Reproduce the lines of the material exactly, excluding every image.

**Dataset section**
+===+

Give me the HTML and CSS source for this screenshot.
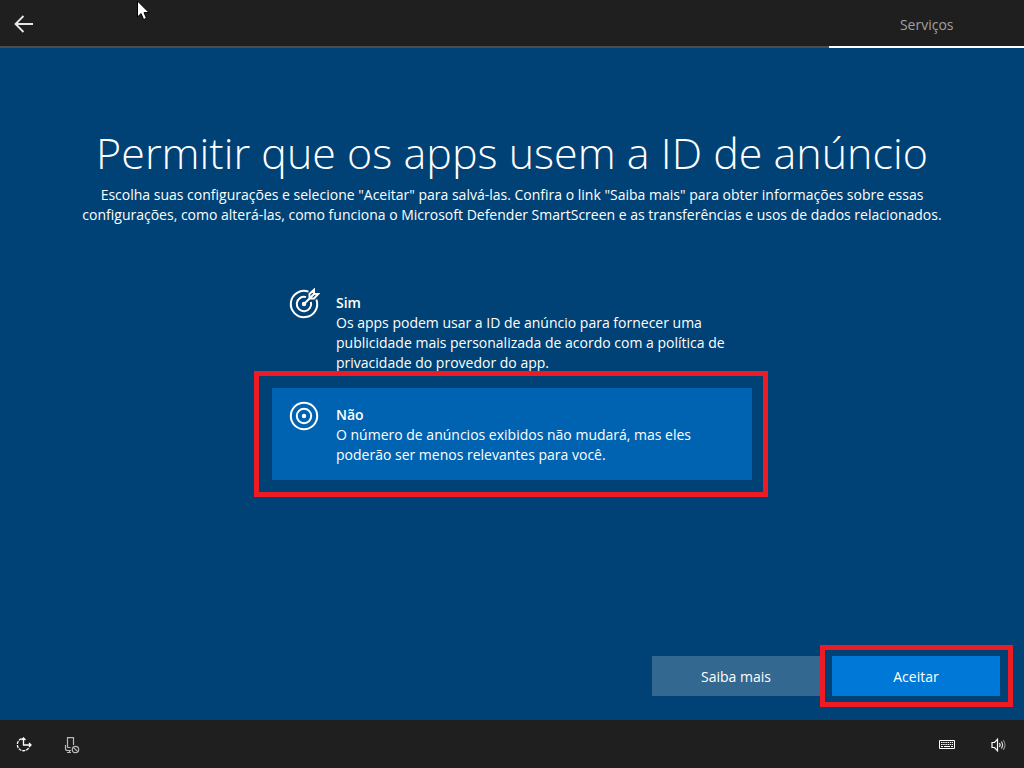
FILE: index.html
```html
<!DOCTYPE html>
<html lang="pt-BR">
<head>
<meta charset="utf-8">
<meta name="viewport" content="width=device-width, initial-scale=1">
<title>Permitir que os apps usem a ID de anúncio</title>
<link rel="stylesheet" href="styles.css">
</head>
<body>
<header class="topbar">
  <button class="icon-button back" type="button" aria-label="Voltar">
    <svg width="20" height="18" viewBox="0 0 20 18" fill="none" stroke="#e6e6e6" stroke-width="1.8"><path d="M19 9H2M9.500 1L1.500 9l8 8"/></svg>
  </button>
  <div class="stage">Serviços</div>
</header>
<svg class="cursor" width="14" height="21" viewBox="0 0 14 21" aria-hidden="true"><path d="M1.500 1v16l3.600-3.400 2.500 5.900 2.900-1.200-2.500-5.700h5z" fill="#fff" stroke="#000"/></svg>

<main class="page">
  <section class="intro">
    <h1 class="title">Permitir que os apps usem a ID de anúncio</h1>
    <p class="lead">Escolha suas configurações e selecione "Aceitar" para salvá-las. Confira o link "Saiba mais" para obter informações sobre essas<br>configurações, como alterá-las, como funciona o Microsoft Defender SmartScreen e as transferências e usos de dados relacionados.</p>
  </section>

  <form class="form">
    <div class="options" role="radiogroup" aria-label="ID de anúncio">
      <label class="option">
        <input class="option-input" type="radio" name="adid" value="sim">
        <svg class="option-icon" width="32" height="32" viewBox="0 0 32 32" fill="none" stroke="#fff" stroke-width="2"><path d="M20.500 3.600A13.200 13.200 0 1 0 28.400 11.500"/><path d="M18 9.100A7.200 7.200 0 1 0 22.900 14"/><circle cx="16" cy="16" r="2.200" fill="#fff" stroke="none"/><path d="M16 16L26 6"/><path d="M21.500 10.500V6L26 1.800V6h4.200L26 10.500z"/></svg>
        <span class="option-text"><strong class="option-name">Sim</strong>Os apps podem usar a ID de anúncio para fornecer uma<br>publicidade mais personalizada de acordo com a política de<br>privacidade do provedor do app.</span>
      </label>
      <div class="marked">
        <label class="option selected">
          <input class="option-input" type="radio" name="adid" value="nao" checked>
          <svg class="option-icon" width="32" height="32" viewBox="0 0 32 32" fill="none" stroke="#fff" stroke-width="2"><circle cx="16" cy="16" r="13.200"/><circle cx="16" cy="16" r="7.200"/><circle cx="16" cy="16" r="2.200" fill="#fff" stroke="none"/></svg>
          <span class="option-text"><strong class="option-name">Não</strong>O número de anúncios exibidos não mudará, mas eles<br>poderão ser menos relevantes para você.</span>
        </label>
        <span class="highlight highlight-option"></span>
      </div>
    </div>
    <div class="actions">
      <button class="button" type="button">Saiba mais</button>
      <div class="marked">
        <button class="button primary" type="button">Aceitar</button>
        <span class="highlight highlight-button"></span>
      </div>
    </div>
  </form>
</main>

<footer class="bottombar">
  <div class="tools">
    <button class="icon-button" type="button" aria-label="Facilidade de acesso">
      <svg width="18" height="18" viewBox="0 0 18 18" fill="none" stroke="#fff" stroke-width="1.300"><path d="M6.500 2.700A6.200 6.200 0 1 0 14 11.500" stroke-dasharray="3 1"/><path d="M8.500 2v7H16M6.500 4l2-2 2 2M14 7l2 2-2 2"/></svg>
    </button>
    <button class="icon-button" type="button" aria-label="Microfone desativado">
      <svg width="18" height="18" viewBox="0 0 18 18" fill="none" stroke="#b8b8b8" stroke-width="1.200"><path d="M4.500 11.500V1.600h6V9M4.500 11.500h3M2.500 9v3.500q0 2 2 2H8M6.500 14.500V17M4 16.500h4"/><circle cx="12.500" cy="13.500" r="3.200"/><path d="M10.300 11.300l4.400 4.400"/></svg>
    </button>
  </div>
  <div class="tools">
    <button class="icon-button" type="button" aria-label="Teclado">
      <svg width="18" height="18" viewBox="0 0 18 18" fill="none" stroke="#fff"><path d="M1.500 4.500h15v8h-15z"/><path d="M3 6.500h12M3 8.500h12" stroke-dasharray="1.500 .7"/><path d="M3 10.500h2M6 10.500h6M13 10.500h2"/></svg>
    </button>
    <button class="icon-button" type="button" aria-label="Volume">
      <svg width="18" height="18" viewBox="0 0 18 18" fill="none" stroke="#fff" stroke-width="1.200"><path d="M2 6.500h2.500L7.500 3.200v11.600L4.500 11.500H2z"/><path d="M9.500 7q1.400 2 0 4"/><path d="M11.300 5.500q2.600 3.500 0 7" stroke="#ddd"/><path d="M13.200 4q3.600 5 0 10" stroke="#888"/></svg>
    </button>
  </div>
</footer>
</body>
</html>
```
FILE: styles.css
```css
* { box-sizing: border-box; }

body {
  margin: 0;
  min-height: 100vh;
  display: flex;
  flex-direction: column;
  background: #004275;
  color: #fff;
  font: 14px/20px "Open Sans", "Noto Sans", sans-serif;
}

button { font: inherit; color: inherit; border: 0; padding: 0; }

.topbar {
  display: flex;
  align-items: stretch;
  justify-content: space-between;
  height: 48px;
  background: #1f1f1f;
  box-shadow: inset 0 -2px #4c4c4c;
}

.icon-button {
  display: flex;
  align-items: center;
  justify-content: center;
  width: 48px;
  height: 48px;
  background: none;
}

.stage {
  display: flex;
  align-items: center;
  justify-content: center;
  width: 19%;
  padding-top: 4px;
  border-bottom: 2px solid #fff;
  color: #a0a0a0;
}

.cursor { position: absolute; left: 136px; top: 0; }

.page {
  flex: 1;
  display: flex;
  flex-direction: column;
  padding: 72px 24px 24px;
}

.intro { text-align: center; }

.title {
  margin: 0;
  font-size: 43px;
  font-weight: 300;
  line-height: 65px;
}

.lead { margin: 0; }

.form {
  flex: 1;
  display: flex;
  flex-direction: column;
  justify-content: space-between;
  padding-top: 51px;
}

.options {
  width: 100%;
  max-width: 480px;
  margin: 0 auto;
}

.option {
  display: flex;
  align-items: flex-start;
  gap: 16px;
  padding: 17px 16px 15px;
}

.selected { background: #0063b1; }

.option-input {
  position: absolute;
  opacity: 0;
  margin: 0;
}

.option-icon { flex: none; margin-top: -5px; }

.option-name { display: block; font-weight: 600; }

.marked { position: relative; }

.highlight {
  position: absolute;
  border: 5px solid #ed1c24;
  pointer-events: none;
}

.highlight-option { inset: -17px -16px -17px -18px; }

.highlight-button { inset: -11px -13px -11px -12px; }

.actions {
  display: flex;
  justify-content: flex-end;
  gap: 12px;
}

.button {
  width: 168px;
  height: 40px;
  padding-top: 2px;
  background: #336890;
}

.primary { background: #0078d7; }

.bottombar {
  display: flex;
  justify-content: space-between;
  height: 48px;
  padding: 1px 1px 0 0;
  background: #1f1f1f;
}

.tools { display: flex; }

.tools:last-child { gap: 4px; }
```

+===+

**The result**
Give me the HTML and CSS source for this screenshot.
FILE: index.html
```html
<!DOCTYPE html>
<html lang="pt-BR">
<head>
<meta charset="utf-8">
<meta name="viewport" content="width=device-width, initial-scale=1">
<title>Permitir que os apps usem a ID de anúncio</title>
<link rel="stylesheet" href="styles.css">
</head>
<body>
<header class="topbar">
  <button class="icon-button back" type="button" aria-label="Voltar">
    <svg width="20" height="18" viewBox="0 0 20 18" fill="none" stroke="#e6e6e6" stroke-width="1.8"><path d="M19 9H2M9.500 1L1.500 9l8 8"/></svg>
  </button>
  <div class="stage">Serviços</div>
</header>
<svg class="cursor" width="14" height="21" viewBox="0 0 14 21" aria-hidden="true"><path d="M1.500 1v16l3.600-3.400 2.500 5.900 2.900-1.200-2.500-5.700h5z" fill="#fff" stroke="#000"/></svg>

<main class="page">
  <section class="intro">
    <h1 class="title">Permitir que os apps usem a ID de anúncio</h1>
    <p class="lead">Escolha suas configurações e selecione "Aceitar" para salvá-las. Confira o link "Saiba mais" para obter informações sobre essas<br>configurações, como alterá-las, como funciona o Microsoft Defender SmartScreen e as transferências e usos de dados relacionados.</p>
  </section>

  <form class="form">
    <div class="options" role="radiogroup" aria-label="ID de anúncio">
      <label class="option">
        <input class="option-input" type="radio" name="adid" value="sim">
        <svg class="option-icon" width="32" height="32" viewBox="0 0 32 32" fill="none" stroke="#fff" stroke-width="2"><path d="M20.500 3.600A13.200 13.200 0 1 0 28.400 11.500"/><path d="M18 9.100A7.200 7.200 0 1 0 22.900 14"/><circle cx="16" cy="16" r="2.200" fill="#fff" stroke="none"/><path d="M16 16L26 6"/><path d="M21.500 10.500V6L26 1.800V6h4.200L26 10.500z"/></svg>
        <span class="option-text"><strong class="option-name">Sim</strong>Os apps podem usar a ID de anúncio para fornecer uma<br>publicidade mais personalizada de acordo com a política de<br>privacidade do provedor do app.</span>
      </label>
      <div class="marked">
        <label class="option selected">
          <input class="option-input" type="radio" name="adid" value="nao" checked>
          <svg class="option-icon" width="32" height="32" viewBox="0 0 32 32" fill="none" stroke="#fff" stroke-width="2"><circle cx="16" cy="16" r="13.200"/><circle cx="16" cy="16" r="7.200"/><circle cx="16" cy="16" r="2.200" fill="#fff" stroke="none"/></svg>
          <span class="option-text"><strong class="option-name">Não</strong>O número de anúncios exibidos não mudará, mas eles<br>poderão ser menos relevantes para você.</span>
        </label>
        <span class="highlight highlight-option"></span>
      </div>
    </div>
    <div class="actions">
      <button class="button" type="button">Saiba mais</button>
      <div class="marked">
        <button class="button primary" type="button">Aceitar</button>
        <span class="highlight highlight-button"></span>
      </div>
    </div>
  </form>
</main>

<footer class="bottombar">
  <div class="tools">
    <button class="icon-button" type="button" aria-label="Facilidade de acesso">
      <svg width="18" height="18" viewBox="0 0 18 18" fill="none" stroke="#fff" stroke-width="1.300"><path d="M6.500 2.700A6.200 6.200 0 1 0 14 11.500" stroke-dasharray="3 1"/><path d="M8.500 2v7H16M6.500 4l2-2 2 2M14 7l2 2-2 2"/></svg>
    </button>
    <button class="icon-button" type="button" aria-label="Microfone desativado">
      <svg width="18" height="18" viewBox="0 0 18 18" fill="none" stroke="#b8b8b8" stroke-width="1.200"><path d="M4.500 11.500V1.600h6V9M4.500 11.500h3M2.500 9v3.500q0 2 2 2H8M6.500 14.500V17M4 16.500h4"/><circle cx="12.500" cy="13.500" r="3.200"/><path d="M10.300 11.300l4.400 4.400"/></svg>
    </button>
  </div>
  <div class="tools">
    <button class="icon-button" type="button" aria-label="Teclado">
      <svg width="18" height="18" viewBox="0 0 18 18" fill="none" stroke="#fff"><path d="M1.500 4.500h15v8h-15z"/><path d="M3 6.500h12M3 8.500h12" stroke-dasharray="1.500 .7"/><path d="M3 10.500h2M6 10.500h6M13 10.500h2"/></svg>
    </button>
    <button class="icon-button" type="button" aria-label="Volume">
      <svg width="18" height="18" viewBox="0 0 18 18" fill="none" stroke="#fff" stroke-width="1.200"><path d="M2 6.500h2.500L7.500 3.200v11.600L4.500 11.500H2z"/><path d="M9.500 7q1.400 2 0 4"/><path d="M11.300 5.500q2.600 3.500 0 7" stroke="#ddd"/><path d="M13.200 4q3.600 5 0 10" stroke="#888"/></svg>
    </button>
  </div>
</footer>
</body>
</html>
```
FILE: styles.css
```css
* { box-sizing: border-box; }

body {
  margin: 0;
  min-height: 100vh;
  display: flex;
  flex-direction: column;
  background: #004275;
  color: #fff;
  font: 14px/20px "Open Sans", "Noto Sans", sans-serif;
}

button { font: inherit; color: inherit; border: 0; padding: 0; }

.topbar {
  display: flex;
  align-items: stretch;
  justify-content: space-between;
  height: 48px;
  background: #1f1f1f;
  box-shadow: inset 0 -2px #4c4c4c;
}

.icon-button {
  display: flex;
  align-items: center;
  justify-content: center;
  width: 48px;
  height: 48px;
  background: none;
}

.stage {
  display: flex;
  align-items: center;
  justify-content: center;
  width: 19%;
  padding-top: 4px;
  border-bottom: 2px solid #fff;
  color: #a0a0a0;
}

.cursor { position: absolute; left: 136px; top: 0; }

.page {
  flex: 1;
  display: flex;
  flex-direction: column;
  padding: 72px 24px 24px;
}

.intro { text-align: center; }

.title {
  margin: 0;
  font-size: 43px;
  font-weight: 300;
  line-height: 65px;
}

.lead { margin: 0; }

.form {
  flex: 1;
  display: flex;
  flex-direction: column;
  justify-content: space-between;
  padding-top: 51px;
}

.options {
  width: 100%;
  max-width: 480px;
  margin: 0 auto;
}

.option {
  display: flex;
  align-items: flex-start;
  gap: 16px;
  padding: 17px 16px 15px;
}

.selected { background: #0063b1; }

.option-input {
  position: absolute;
  opacity: 0;
  margin: 0;
}

.option-icon { flex: none; margin-top: -5px; }

.option-name { display: block; font-weight: 600; }

.marked { position: relative; }

.highlight {
  position: absolute;
  border: 5px solid #ed1c24;
  pointer-events: none;
}

.highlight-option { inset: -17px -16px -17px -18px; }

.highlight-button { inset: -11px -13px -11px -12px; }

.actions {
  display: flex;
  justify-content: flex-end;
  gap: 12px;
}

.button {
  width: 168px;
  height: 40px;
  padding-top: 2px;
  background: #336890;
}

.primary { background: #0078d7; }

.bottombar {
  display: flex;
  justify-content: space-between;
  height: 48px;
  padding: 1px 1px 0 0;
  background: #1f1f1f;
}

.tools { display: flex; }

.tools:last-child { gap: 4px; }
```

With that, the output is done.